Takiego waloru nie mają prywatne ekspertyzy, które strony zlecają specjalistom z własnej inicjatywy.
- Nie oznacza to, że są one bezwartościowe, stanowić mogą one fragment argumentacji stron - mówi Tomasz Ośko, adwokat w Kancelarii Connexus.
- Strony dysponujące ekspertyzami prywatnymi zwykle odstępują od składania wniosków o przeprowadzenie dowodu z opinii biegłego. Tłumaczą, iż biegły na określony temat już się wypowiedział - mówi Aleksandra Orywał.
Może to mieć negatywne skutki dla samej strony.
Ryzyko stron
- Zdarza się, że sąd odmawia uznania prywatnej ekspertyzy za dowód. Negatywne konsekwencje braku inicjatywy dowodowej obciążają stronę, która nie wnioskowała o przeprowadzenie dowodu z opinii biegłego. Może to prowadzić do przegrania procesu - podsumowuje Aleksandra Orywał.
Jednak sąd może uznać ekspertyzę prywatną za dowód.
- Zobowiązany jest on bowiem dokonać wszechstronnej analizy materiału dowodowego, a zatem może uznać za dowód w sprawie również ekspertyzę prywatną - twierdzi Tomasz Ośko.
Dodaje jednak, że wydanie orzeczenia z pominięciem opinii biegłego sądowego i tylko na podstawie ekspertyzy prywatnej stanowić może naruszenie procedury uzasadniające apelację.
Zdarza się też, że strony zamawiają ekspertyzy prywatne na temat przepisów prawa. Eksperci podkreślają jednak, że jest to w zasadzie niedopuszczalne.
- Z całą pewnością kwestia znajomości prawa nie powinna być przedmiotem opinii biegłego. Stosowanie prawa należy bowiem do sądu - podkreśla Rafał Dębowski.
Biegłym w prawie jest sąd
Nie może więc zdarzyć się tak, że opinia jakiegoś profesora czy doktora prawa przesądzi o interpretacji czy też zastosowaniu konkretnego przepisu.
- To sąd jest najbieglejszy w prawie - podkreśla sędzia Wojciech Małek.
Ale eksperci przyznają, że w praktyce takie przypadki się zdarzają.
- Zgodnie z poglądem doktryny dopuszczalna jest opinia dotycząca np. prawa obcego - mówi Rafał Dębowski.

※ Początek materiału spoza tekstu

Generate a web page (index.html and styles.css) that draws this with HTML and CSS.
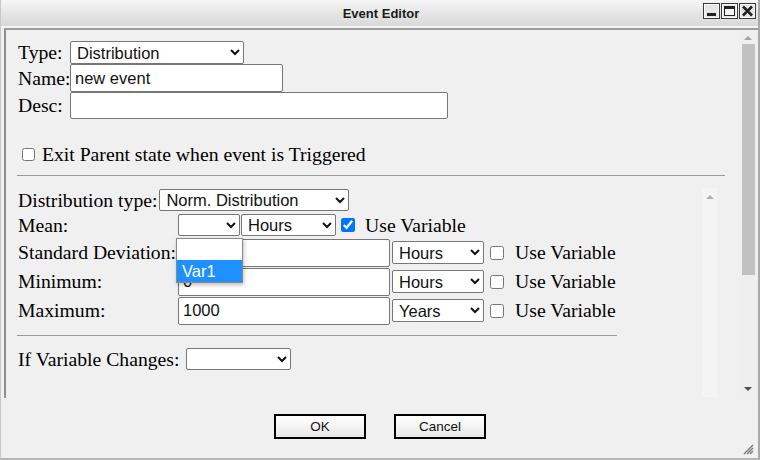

Dodaje, że również na temat norm prawnych obowiązujących w naszym kraju można sporządzić opinię.
- Przykładem niech będą szczegółowe warunki techniczne realizacji obiektów budowlanych, czy kolejowych, które są uregulowane w przepisach. Jednak są to zagadnienia na tyle specyficzne, że sędzia w takich sprawach potrzebuje wiedzy specjalisty, podsumowuje.